• [Recorded data]
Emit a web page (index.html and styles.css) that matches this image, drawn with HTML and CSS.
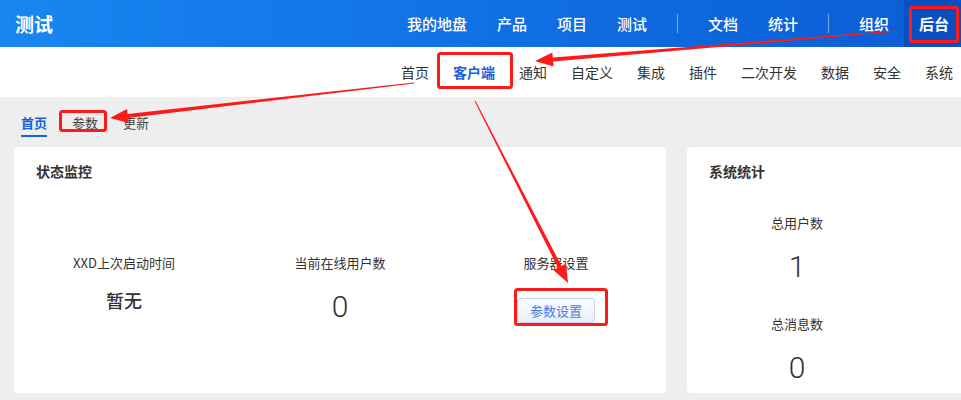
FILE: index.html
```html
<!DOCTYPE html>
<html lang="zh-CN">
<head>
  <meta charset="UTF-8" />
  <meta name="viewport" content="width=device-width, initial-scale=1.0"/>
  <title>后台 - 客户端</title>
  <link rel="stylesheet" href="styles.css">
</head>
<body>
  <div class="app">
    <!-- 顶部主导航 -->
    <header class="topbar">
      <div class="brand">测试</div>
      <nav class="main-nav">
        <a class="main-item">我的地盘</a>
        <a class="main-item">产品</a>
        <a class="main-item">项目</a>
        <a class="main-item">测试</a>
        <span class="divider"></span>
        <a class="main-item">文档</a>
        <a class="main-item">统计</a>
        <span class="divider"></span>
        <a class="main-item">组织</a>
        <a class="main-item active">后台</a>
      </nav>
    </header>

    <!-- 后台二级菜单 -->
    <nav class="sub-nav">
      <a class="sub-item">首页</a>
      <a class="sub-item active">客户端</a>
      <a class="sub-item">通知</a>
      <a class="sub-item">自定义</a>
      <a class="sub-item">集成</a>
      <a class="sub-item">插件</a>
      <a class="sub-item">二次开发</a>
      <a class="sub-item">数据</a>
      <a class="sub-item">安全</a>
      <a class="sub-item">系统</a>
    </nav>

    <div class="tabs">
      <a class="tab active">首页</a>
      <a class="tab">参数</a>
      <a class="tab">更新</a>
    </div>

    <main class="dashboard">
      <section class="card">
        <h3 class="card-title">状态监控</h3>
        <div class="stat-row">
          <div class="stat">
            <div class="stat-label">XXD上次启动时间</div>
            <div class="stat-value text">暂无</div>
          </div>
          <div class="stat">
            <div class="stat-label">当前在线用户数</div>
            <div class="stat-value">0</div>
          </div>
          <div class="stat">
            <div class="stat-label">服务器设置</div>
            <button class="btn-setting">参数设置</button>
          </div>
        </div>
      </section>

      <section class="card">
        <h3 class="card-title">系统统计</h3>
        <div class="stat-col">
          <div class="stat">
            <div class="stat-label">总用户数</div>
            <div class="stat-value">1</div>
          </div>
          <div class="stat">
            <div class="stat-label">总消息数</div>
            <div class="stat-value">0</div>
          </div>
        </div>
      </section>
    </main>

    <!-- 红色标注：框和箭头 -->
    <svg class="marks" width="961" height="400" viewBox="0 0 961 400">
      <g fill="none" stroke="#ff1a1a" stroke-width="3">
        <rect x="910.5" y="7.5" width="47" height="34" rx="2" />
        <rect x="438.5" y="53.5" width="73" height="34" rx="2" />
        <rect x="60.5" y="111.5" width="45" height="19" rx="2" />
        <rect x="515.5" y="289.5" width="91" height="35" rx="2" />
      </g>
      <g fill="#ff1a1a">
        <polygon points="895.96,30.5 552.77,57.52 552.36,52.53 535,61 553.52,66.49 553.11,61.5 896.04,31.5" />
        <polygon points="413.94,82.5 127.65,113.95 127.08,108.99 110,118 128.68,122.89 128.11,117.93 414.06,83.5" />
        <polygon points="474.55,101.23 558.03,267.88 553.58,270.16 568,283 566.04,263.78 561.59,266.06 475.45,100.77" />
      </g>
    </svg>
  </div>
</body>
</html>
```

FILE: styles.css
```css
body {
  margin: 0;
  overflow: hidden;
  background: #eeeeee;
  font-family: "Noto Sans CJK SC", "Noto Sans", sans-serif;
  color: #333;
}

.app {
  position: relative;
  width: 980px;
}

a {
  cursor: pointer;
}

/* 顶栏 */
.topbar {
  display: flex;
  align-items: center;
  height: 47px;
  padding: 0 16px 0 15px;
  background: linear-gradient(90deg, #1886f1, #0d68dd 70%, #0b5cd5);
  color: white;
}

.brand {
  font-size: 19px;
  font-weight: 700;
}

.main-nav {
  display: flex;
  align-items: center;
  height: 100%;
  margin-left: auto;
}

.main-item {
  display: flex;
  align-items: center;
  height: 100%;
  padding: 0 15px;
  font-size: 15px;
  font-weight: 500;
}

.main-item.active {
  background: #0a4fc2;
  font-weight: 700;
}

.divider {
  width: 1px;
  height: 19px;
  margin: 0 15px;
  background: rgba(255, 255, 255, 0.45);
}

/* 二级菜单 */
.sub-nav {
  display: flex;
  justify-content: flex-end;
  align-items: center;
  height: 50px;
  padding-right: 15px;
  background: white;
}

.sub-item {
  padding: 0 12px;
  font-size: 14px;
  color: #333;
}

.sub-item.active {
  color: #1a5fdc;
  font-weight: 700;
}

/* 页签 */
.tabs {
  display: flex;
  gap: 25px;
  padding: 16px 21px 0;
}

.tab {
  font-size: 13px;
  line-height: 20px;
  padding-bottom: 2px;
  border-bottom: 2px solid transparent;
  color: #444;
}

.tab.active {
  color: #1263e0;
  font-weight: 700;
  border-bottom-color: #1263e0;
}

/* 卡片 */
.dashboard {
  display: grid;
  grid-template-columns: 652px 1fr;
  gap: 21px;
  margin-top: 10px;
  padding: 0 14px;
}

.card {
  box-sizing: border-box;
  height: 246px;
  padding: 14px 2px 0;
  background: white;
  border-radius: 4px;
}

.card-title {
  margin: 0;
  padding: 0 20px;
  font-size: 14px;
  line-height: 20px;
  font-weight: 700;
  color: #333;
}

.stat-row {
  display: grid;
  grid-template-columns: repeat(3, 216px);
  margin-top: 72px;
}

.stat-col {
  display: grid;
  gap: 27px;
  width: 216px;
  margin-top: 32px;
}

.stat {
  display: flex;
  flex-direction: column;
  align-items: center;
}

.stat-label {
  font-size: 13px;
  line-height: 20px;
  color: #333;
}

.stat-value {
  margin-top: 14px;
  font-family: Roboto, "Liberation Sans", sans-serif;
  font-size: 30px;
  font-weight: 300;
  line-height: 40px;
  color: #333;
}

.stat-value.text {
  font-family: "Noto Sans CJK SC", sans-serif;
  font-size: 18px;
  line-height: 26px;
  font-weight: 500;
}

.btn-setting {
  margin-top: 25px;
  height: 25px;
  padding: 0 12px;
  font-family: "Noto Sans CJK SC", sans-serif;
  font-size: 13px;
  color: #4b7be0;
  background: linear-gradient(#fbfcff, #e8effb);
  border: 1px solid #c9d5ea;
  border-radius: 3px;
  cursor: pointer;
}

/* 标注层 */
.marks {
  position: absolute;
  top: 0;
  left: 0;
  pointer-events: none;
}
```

• [Problem requirements] All of the material above is to be copied exactly, except for its images.

• [Written answer]
Emit a web page (index.html and styles.css) that matches this image, drawn with HTML and CSS.
FILE: index.html
```html
<!DOCTYPE html>
<html lang="zh-CN">
<head>
  <meta charset="UTF-8" />
  <meta name="viewport" content="width=device-width, initial-scale=1.0"/>
  <title>后台 - 客户端</title>
  <link rel="stylesheet" href="styles.css">
</head>
<body>
  <div class="app">
    <!-- 顶部主导航 -->
    <header class="topbar">
      <div class="brand">测试</div>
      <nav class="main-nav">
        <a class="main-item">我的地盘</a>
        <a class="main-item">产品</a>
        <a class="main-item">项目</a>
        <a class="main-item">测试</a>
        <span class="divider"></span>
        <a class="main-item">文档</a>
        <a class="main-item">统计</a>
        <span class="divider"></span>
        <a class="main-item">组织</a>
        <a class="main-item active">后台</a>
      </nav>
    </header>

    <!-- 后台二级菜单 -->
    <nav class="sub-nav">
      <a class="sub-item">首页</a>
      <a class="sub-item active">客户端</a>
      <a class="sub-item">通知</a>
      <a class="sub-item">自定义</a>
      <a class="sub-item">集成</a>
      <a class="sub-item">插件</a>
      <a class="sub-item">二次开发</a>
      <a class="sub-item">数据</a>
      <a class="sub-item">安全</a>
      <a class="sub-item">系统</a>
    </nav>

    <div class="tabs">
      <a class="tab active">首页</a>
      <a class="tab">参数</a>
      <a class="tab">更新</a>
    </div>

    <main class="dashboard">
      <section class="card">
        <h3 class="card-title">状态监控</h3>
        <div class="stat-row">
          <div class="stat">
            <div class="stat-label">XXD上次启动时间</div>
            <div class="stat-value text">暂无</div>
          </div>
          <div class="stat">
            <div class="stat-label">当前在线用户数</div>
            <div class="stat-value">0</div>
          </div>
          <div class="stat">
            <div class="stat-label">服务器设置</div>
            <button class="btn-setting">参数设置</button>
          </div>
        </div>
      </section>

      <section class="card">
        <h3 class="card-title">系统统计</h3>
        <div class="stat-col">
          <div class="stat">
            <div class="stat-label">总用户数</div>
            <div class="stat-value">1</div>
          </div>
          <div class="stat">
            <div class="stat-label">总消息数</div>
            <div class="stat-value">0</div>
          </div>
        </div>
      </section>
    </main>

    <!-- 红色标注：框和箭头 -->
    <svg class="marks" width="961" height="400" viewBox="0 0 961 400">
      <g fill="none" stroke="#ff1a1a" stroke-width="3">
        <rect x="910.5" y="7.5" width="47" height="34" rx="2" />
        <rect x="438.5" y="53.5" width="73" height="34" rx="2" />
        <rect x="60.5" y="111.5" width="45" height="19" rx="2" />
        <rect x="515.5" y="289.5" width="91" height="35" rx="2" />
      </g>
      <g fill="#ff1a1a">
        <polygon points="895.96,30.5 552.77,57.52 552.36,52.53 535,61 553.52,66.49 553.11,61.5 896.04,31.5" />
        <polygon points="413.94,82.5 127.65,113.95 127.08,108.99 110,118 128.68,122.89 128.11,117.93 414.06,83.5" />
        <polygon points="474.55,101.23 558.03,267.88 553.58,270.16 568,283 566.04,263.78 561.59,266.06 475.45,100.77" />
      </g>
    </svg>
  </div>
</body>
</html>
```

FILE: styles.css
```css
body {
  margin: 0;
  overflow: hidden;
  background: #eeeeee;
  font-family: "Noto Sans CJK SC", "Noto Sans", sans-serif;
  color: #333;
}

.app {
  position: relative;
  width: 980px;
}

a {
  cursor: pointer;
}

/* 顶栏 */
.topbar {
  display: flex;
  align-items: center;
  height: 47px;
  padding: 0 16px 0 15px;
  background: linear-gradient(90deg, #1886f1, #0d68dd 70%, #0b5cd5);
  color: white;
}

.brand {
  font-size: 19px;
  font-weight: 700;
}

.main-nav {
  display: flex;
  align-items: center;
  height: 100%;
  margin-left: auto;
}

.main-item {
  display: flex;
  align-items: center;
  height: 100%;
  padding: 0 15px;
  font-size: 15px;
  font-weight: 500;
}

.main-item.active {
  background: #0a4fc2;
  font-weight: 700;
}

.divider {
  width: 1px;
  height: 19px;
  margin: 0 15px;
  background: rgba(255, 255, 255, 0.45);
}

/* 二级菜单 */
.sub-nav {
  display: flex;
  justify-content: flex-end;
  align-items: center;
  height: 50px;
  padding-right: 15px;
  background: white;
}

.sub-item {
  padding: 0 12px;
  font-size: 14px;
  color: #333;
}

.sub-item.active {
  color: #1a5fdc;
  font-weight: 700;
}

/* 页签 */
.tabs {
  display: flex;
  gap: 25px;
  padding: 16px 21px 0;
}

.tab {
  font-size: 13px;
  line-height: 20px;
  padding-bottom: 2px;
  border-bottom: 2px solid transparent;
  color: #444;
}

.tab.active {
  color: #1263e0;
  font-weight: 700;
  border-bottom-color: #1263e0;
}

/* 卡片 */
.dashboard {
  display: grid;
  grid-template-columns: 652px 1fr;
  gap: 21px;
  margin-top: 10px;
  padding: 0 14px;
}

.card {
  box-sizing: border-box;
  height: 246px;
  padding: 14px 2px 0;
  background: white;
  border-radius: 4px;
}

.card-title {
  margin: 0;
  padding: 0 20px;
  font-size: 14px;
  line-height: 20px;
  font-weight: 700;
  color: #333;
}

.stat-row {
  display: grid;
  grid-template-columns: repeat(3, 216px);
  margin-top: 72px;
}

.stat-col {
  display: grid;
  gap: 27px;
  width: 216px;
  margin-top: 32px;
}

.stat {
  display: flex;
  flex-direction: column;
  align-items: center;
}

.stat-label {
  font-size: 13px;
  line-height: 20px;
  color: #333;
}

.stat-value {
  margin-top: 14px;
  font-family: Roboto, "Liberation Sans", sans-serif;
  font-size: 30px;
  font-weight: 300;
  line-height: 40px;
  color: #333;
}

.stat-value.text {
  font-family: "Noto Sans CJK SC", sans-serif;
  font-size: 18px;
  line-height: 26px;
  font-weight: 500;
}

.btn-setting {
  margin-top: 25px;
  height: 25px;
  padding: 0 12px;
  font-family: "Noto Sans CJK SC", sans-serif;
  font-size: 13px;
  color: #4b7be0;
  background: linear-gradient(#fbfcff, #e8effb);
  border: 1px solid #c9d5ea;
  border-radius: 3px;
  cursor: pointer;
}

/* 标注层 */
.marks {
  position: absolute;
  top: 0;
  left: 0;
  pointer-events: none;
}
```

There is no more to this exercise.